** Aim of the exercise **
Pull out every line below containing the word "this".

** Dataset content **
──────────
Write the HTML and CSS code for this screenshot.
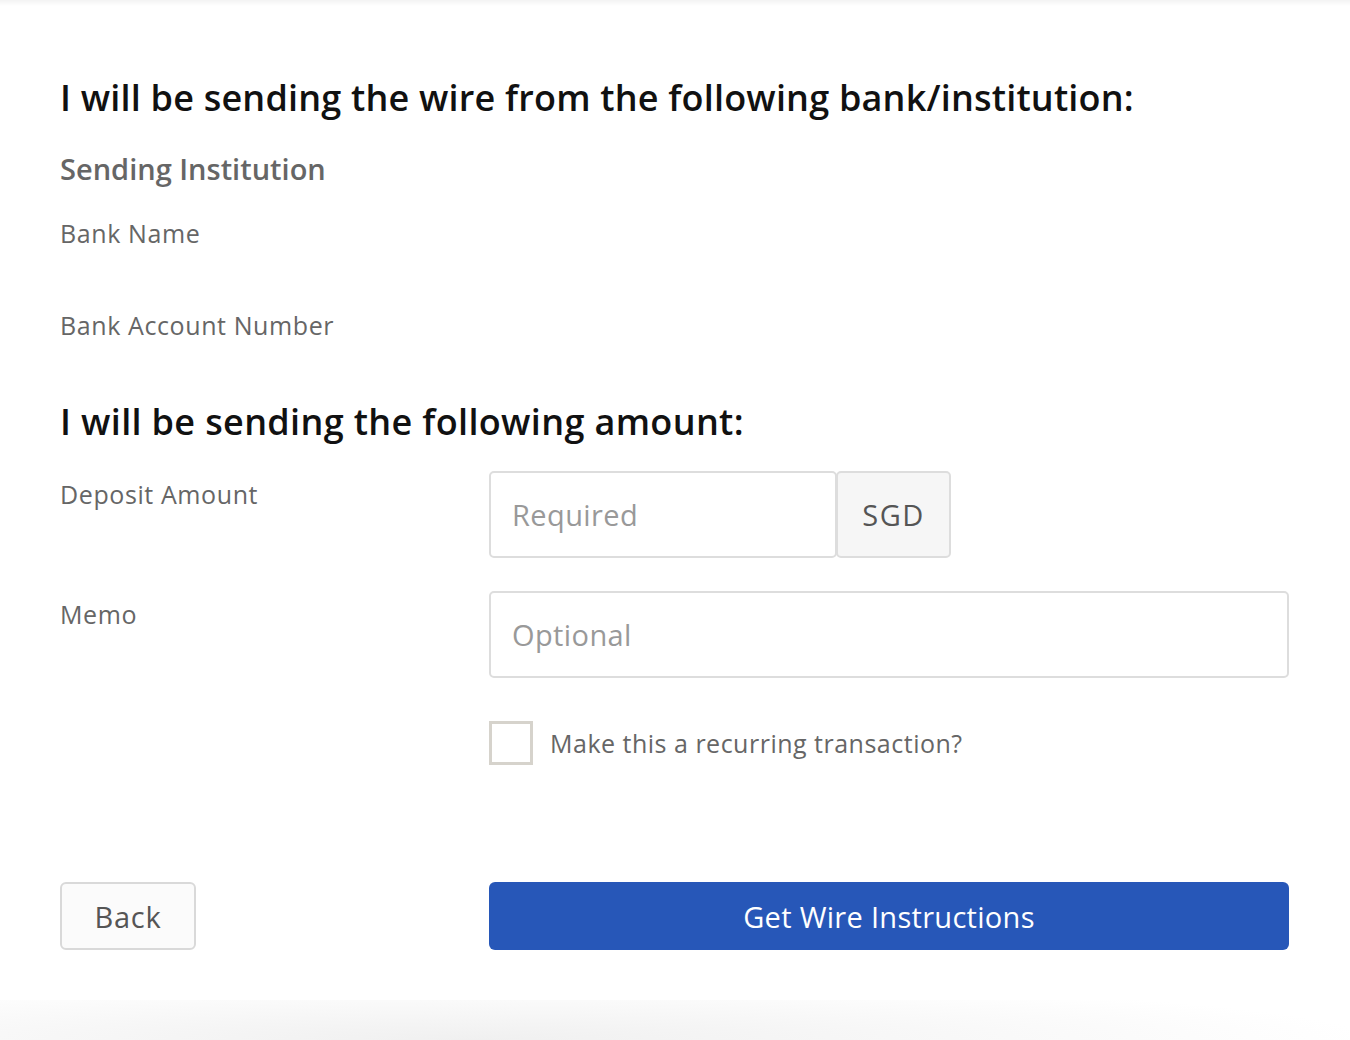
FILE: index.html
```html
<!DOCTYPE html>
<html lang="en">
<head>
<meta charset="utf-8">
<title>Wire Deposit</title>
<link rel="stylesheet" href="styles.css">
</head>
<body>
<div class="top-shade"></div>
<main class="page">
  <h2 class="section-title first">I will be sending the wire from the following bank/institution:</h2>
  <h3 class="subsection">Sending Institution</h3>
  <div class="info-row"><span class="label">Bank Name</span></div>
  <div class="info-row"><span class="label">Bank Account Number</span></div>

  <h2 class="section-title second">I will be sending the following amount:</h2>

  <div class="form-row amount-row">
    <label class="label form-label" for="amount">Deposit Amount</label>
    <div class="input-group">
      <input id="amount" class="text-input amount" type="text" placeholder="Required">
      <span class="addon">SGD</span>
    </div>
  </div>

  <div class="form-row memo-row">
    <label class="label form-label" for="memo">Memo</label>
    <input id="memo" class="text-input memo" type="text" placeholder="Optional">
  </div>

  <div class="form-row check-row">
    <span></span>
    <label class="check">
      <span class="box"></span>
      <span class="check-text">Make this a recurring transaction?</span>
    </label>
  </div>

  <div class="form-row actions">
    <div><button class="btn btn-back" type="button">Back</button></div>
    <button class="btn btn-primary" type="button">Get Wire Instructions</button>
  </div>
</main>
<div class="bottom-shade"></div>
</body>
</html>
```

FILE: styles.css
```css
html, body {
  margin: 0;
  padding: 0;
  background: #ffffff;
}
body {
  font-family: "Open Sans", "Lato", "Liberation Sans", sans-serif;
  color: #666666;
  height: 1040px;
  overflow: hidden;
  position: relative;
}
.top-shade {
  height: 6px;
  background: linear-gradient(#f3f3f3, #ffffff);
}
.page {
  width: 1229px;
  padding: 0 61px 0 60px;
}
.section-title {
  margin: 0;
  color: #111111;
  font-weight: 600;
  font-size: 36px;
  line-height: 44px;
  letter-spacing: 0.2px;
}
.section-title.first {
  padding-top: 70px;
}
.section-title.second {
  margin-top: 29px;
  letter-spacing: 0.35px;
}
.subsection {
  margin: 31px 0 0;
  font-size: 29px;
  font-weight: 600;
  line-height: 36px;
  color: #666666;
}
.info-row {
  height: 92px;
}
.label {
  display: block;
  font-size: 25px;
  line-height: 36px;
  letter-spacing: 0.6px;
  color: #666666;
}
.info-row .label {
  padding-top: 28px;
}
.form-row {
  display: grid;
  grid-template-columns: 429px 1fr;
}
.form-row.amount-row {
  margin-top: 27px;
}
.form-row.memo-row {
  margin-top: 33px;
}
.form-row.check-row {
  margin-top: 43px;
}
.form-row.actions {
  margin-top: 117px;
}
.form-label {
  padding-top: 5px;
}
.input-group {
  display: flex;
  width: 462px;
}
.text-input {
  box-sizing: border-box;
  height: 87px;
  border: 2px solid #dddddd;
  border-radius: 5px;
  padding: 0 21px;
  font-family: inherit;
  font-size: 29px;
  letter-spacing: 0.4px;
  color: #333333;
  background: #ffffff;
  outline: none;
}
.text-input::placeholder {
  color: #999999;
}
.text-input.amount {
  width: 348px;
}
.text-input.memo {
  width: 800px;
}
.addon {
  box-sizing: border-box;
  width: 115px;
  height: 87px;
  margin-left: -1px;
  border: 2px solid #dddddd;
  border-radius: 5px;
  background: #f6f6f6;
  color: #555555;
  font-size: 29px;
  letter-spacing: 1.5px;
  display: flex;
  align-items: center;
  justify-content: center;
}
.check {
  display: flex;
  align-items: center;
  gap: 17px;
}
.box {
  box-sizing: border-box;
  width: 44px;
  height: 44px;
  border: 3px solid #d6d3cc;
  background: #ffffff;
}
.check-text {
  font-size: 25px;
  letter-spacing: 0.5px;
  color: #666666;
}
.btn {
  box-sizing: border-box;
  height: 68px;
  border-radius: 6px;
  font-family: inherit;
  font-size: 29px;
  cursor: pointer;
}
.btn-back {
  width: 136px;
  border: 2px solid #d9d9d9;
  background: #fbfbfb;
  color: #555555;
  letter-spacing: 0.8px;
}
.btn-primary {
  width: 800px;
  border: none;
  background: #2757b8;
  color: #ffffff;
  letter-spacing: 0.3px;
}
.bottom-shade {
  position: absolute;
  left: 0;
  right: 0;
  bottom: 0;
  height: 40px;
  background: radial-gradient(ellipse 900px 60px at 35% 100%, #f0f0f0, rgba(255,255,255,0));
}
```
──────────
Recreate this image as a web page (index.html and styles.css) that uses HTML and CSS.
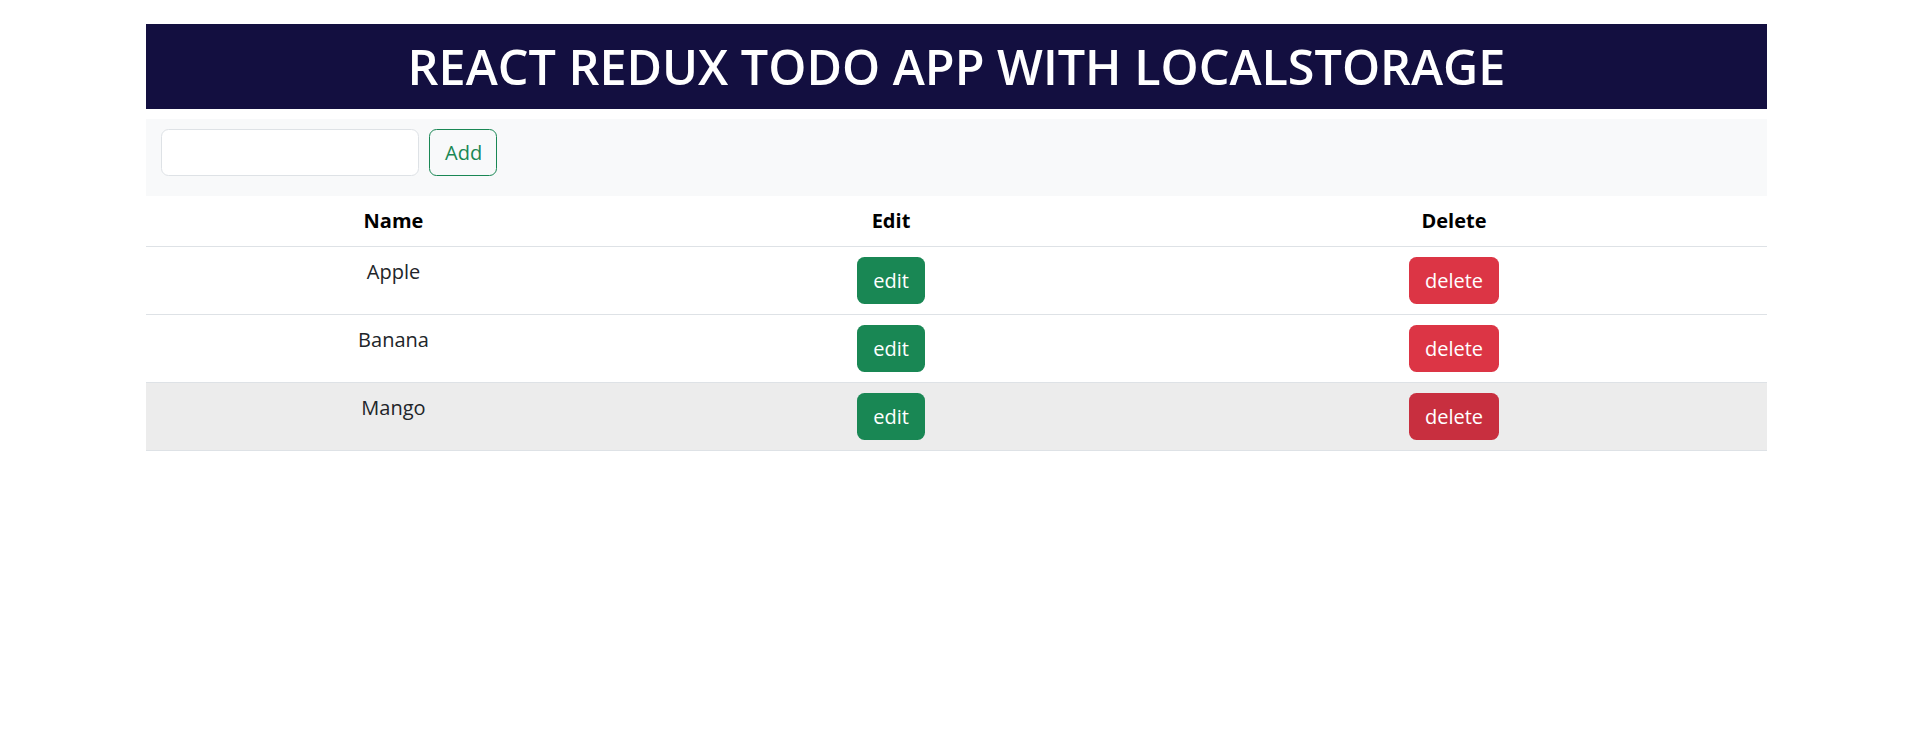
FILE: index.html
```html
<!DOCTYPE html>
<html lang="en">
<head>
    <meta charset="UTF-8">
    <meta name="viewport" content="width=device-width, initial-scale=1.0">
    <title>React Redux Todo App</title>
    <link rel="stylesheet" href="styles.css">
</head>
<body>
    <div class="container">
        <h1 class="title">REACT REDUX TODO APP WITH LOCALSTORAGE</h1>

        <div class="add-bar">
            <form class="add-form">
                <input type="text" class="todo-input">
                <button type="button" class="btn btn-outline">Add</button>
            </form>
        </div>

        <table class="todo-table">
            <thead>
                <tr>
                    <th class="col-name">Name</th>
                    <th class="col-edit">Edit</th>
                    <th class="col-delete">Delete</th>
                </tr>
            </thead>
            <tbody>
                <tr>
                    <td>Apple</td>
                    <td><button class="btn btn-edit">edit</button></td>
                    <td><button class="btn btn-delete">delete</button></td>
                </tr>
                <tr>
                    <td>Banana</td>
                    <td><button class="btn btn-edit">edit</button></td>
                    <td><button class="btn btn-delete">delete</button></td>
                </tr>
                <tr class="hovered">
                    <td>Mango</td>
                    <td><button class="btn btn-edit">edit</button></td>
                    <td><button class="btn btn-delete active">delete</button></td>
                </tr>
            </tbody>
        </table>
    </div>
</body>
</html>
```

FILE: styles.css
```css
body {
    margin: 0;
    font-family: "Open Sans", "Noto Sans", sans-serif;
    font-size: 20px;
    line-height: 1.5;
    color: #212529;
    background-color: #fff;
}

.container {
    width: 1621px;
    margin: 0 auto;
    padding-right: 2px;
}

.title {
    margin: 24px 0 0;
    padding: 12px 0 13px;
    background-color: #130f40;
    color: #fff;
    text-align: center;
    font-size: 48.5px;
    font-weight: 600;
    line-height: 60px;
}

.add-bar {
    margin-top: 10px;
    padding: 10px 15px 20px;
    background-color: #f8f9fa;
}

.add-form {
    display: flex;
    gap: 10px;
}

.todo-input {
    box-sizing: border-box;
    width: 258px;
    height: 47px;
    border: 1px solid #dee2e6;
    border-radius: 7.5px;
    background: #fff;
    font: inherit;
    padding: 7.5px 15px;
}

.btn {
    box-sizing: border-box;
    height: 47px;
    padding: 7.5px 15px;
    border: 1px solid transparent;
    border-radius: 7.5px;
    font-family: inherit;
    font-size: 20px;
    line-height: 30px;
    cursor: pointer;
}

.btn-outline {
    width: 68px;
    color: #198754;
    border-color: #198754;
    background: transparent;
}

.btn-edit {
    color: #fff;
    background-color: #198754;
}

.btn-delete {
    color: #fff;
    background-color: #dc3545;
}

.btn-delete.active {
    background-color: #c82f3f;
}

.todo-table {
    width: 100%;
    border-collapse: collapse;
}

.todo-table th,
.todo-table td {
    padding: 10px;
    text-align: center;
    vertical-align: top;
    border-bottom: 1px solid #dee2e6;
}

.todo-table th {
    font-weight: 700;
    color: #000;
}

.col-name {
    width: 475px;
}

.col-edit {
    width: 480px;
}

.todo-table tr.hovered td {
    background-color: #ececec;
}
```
──────────
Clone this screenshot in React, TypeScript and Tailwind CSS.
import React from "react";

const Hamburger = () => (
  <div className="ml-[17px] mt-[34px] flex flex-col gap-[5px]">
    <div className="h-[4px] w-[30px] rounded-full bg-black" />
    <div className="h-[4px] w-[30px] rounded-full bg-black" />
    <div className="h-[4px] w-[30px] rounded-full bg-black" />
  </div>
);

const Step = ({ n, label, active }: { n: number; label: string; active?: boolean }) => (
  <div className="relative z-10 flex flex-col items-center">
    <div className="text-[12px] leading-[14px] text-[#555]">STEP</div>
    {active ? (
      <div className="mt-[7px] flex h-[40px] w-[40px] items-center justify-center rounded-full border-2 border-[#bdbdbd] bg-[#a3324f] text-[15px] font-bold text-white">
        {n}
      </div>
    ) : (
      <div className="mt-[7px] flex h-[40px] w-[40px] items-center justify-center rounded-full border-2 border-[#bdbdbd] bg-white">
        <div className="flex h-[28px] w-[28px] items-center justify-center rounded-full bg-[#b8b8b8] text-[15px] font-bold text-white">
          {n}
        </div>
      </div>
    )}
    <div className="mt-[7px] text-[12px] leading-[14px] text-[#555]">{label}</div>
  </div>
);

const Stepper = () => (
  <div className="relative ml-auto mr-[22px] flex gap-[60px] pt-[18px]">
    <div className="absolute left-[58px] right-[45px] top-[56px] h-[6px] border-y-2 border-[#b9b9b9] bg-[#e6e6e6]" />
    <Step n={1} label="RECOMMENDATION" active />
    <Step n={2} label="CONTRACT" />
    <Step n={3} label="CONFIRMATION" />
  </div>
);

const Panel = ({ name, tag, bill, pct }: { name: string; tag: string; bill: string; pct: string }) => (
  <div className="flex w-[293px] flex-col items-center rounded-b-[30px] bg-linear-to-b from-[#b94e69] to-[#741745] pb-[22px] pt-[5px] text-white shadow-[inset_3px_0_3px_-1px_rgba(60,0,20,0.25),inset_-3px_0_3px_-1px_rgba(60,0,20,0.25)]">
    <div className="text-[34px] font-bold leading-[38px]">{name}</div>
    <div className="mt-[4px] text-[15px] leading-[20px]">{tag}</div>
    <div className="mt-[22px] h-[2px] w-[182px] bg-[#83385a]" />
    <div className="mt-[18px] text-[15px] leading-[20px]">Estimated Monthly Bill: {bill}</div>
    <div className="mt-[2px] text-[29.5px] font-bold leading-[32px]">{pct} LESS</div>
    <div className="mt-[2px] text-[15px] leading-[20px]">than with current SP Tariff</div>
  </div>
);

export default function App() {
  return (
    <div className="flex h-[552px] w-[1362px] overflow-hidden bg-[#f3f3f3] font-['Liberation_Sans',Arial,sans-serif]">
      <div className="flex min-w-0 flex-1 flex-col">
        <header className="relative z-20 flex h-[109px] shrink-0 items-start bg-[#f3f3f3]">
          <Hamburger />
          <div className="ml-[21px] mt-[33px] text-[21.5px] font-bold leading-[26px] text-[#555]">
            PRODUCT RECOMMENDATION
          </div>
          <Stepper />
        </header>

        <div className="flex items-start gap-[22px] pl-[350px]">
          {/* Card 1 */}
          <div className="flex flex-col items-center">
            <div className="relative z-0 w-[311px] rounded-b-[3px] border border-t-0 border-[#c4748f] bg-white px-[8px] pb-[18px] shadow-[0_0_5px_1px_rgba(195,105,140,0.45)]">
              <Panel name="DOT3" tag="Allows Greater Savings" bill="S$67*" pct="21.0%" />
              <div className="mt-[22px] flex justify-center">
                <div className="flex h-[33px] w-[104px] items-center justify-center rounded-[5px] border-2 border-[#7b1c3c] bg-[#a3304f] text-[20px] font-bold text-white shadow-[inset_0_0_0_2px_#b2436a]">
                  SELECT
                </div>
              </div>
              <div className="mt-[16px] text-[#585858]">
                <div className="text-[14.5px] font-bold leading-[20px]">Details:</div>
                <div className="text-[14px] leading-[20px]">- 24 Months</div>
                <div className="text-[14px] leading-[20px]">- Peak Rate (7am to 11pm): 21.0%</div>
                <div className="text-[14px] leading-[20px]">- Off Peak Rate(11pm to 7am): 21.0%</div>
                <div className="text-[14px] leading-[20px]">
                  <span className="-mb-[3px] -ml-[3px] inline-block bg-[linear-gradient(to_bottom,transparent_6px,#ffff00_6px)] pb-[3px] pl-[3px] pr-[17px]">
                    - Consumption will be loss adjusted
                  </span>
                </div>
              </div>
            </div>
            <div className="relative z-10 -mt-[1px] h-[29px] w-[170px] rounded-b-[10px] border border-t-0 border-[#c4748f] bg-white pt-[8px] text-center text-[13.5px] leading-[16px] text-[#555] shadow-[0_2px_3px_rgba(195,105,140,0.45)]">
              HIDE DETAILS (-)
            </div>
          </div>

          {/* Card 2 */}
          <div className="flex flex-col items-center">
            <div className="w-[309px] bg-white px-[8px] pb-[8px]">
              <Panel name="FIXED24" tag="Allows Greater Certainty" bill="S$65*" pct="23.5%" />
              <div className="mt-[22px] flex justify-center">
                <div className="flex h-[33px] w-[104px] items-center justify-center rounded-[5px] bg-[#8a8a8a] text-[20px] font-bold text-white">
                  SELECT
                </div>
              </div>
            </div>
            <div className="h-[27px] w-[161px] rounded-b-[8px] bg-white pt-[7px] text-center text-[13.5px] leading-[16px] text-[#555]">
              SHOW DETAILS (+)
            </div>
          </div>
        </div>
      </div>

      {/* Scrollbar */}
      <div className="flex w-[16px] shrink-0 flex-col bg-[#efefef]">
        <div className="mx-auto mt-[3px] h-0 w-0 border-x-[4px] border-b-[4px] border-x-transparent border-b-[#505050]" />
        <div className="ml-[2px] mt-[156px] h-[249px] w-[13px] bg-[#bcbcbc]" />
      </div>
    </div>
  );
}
──────────
** Response **
Write the HTML and CSS code for this screenshot.
      <span class="check-text">Make this a recurring transaction?</span>
Recreate this image as a web page (index.html and styles.css) that uses HTML and CSS.
Clone this screenshot in React, TypeScript and Tailwind CSS.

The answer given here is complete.